## [WHAT TO WORK ON]
Images are not part of the copy; write out the rest of the data exactly as given.

## [DATASET SECTION]
════════

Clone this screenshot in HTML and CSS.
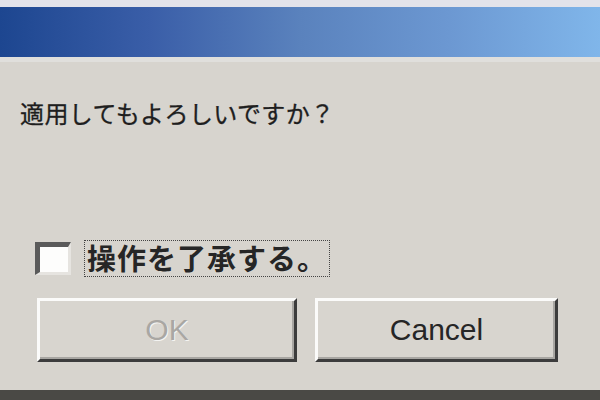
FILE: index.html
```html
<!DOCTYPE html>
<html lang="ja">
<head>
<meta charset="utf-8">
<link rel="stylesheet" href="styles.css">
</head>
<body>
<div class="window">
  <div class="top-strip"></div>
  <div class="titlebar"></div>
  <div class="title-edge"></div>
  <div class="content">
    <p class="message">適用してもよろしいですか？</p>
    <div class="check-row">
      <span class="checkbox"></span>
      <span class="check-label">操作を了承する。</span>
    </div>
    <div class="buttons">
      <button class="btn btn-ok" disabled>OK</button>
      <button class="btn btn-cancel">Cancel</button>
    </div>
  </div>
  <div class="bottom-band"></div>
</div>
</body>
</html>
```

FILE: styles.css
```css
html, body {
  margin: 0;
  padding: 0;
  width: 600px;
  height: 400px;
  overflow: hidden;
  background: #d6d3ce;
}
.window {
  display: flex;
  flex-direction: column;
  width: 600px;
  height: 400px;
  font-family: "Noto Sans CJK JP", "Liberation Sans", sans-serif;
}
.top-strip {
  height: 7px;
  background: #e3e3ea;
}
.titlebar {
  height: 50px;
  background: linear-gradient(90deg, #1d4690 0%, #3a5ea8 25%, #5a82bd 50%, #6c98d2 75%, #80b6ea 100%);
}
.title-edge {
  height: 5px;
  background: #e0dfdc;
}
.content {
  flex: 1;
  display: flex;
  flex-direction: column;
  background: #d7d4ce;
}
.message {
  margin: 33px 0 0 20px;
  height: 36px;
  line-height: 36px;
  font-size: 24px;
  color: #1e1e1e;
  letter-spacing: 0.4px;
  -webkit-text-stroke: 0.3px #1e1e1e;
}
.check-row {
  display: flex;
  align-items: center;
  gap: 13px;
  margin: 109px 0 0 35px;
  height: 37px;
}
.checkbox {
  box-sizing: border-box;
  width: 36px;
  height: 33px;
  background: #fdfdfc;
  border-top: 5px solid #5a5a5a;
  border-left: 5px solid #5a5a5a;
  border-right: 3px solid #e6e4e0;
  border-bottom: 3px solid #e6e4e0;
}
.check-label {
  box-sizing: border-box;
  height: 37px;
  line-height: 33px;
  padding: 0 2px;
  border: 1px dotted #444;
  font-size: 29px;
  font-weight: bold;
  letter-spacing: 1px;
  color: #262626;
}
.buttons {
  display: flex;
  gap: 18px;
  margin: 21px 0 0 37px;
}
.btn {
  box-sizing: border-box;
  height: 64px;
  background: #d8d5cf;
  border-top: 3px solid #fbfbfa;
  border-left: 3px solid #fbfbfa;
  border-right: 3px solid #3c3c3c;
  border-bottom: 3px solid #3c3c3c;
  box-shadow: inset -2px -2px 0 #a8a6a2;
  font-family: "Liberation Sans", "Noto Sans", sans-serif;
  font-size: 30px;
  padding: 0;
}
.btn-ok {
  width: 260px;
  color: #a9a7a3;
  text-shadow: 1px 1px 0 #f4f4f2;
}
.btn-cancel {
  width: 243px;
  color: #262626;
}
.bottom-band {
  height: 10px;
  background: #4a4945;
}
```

════════

## [TASK SOLUTION]
Clone this screenshot in HTML and CSS.
FILE: index.html
```html
<!DOCTYPE html>
<html lang="ja">
<head>
<meta charset="utf-8">
<link rel="stylesheet" href="styles.css">
</head>
<body>
<div class="window">
  <div class="top-strip"></div>
  <div class="titlebar"></div>
  <div class="title-edge"></div>
  <div class="content">
    <p class="message">適用してもよろしいですか？</p>
    <div class="check-row">
      <span class="checkbox"></span>
      <span class="check-label">操作を了承する。</span>
    </div>
    <div class="buttons">
      <button class="btn btn-ok" disabled>OK</button>
      <button class="btn btn-cancel">Cancel</button>
    </div>
  </div>
  <div class="bottom-band"></div>
</div>
</body>
</html>
```

FILE: styles.css
```css
html, body {
  margin: 0;
  padding: 0;
  width: 600px;
  height: 400px;
  overflow: hidden;
  background: #d6d3ce;
}
.window {
  display: flex;
  flex-direction: column;
  width: 600px;
  height: 400px;
  font-family: "Noto Sans CJK JP", "Liberation Sans", sans-serif;
}
.top-strip {
  height: 7px;
  background: #e3e3ea;
}
.titlebar {
  height: 50px;
  background: linear-gradient(90deg, #1d4690 0%, #3a5ea8 25%, #5a82bd 50%, #6c98d2 75%, #80b6ea 100%);
}
.title-edge {
  height: 5px;
  background: #e0dfdc;
}
.content {
  flex: 1;
  display: flex;
  flex-direction: column;
  background: #d7d4ce;
}
.message {
  margin: 33px 0 0 20px;
  height: 36px;
  line-height: 36px;
  font-size: 24px;
  color: #1e1e1e;
  letter-spacing: 0.4px;
  -webkit-text-stroke: 0.3px #1e1e1e;
}
.check-row {
  display: flex;
  align-items: center;
  gap: 13px;
  margin: 109px 0 0 35px;
  height: 37px;
}
.checkbox {
  box-sizing: border-box;
  width: 36px;
  height: 33px;
  background: #fdfdfc;
  border-top: 5px solid #5a5a5a;
  border-left: 5px solid #5a5a5a;
  border-right: 3px solid #e6e4e0;
  border-bottom: 3px solid #e6e4e0;
}
.check-label {
  box-sizing: border-box;
  height: 37px;
  line-height: 33px;
  padding: 0 2px;
  border: 1px dotted #444;
  font-size: 29px;
  font-weight: bold;
  letter-spacing: 1px;
  color: #262626;
}
.buttons {
  display: flex;
  gap: 18px;
  margin: 21px 0 0 37px;
}
.btn {
  box-sizing: border-box;
  height: 64px;
  background: #d8d5cf;
  border-top: 3px solid #fbfbfa;
  border-left: 3px solid #fbfbfa;
  border-right: 3px solid #3c3c3c;
  border-bottom: 3px solid #3c3c3c;
  box-shadow: inset -2px -2px 0 #a8a6a2;
  font-family: "Liberation Sans", "Noto Sans", sans-serif;
  font-size: 30px;
  padding: 0;
}
.btn-ok {
  width: 260px;
  color: #a9a7a3;
  text-shadow: 1px 1px 0 #f4f4f2;
}
.btn-cancel {
  width: 243px;
  color: #262626;
}
.bottom-band {
  height: 10px;
  background: #4a4945;
}
```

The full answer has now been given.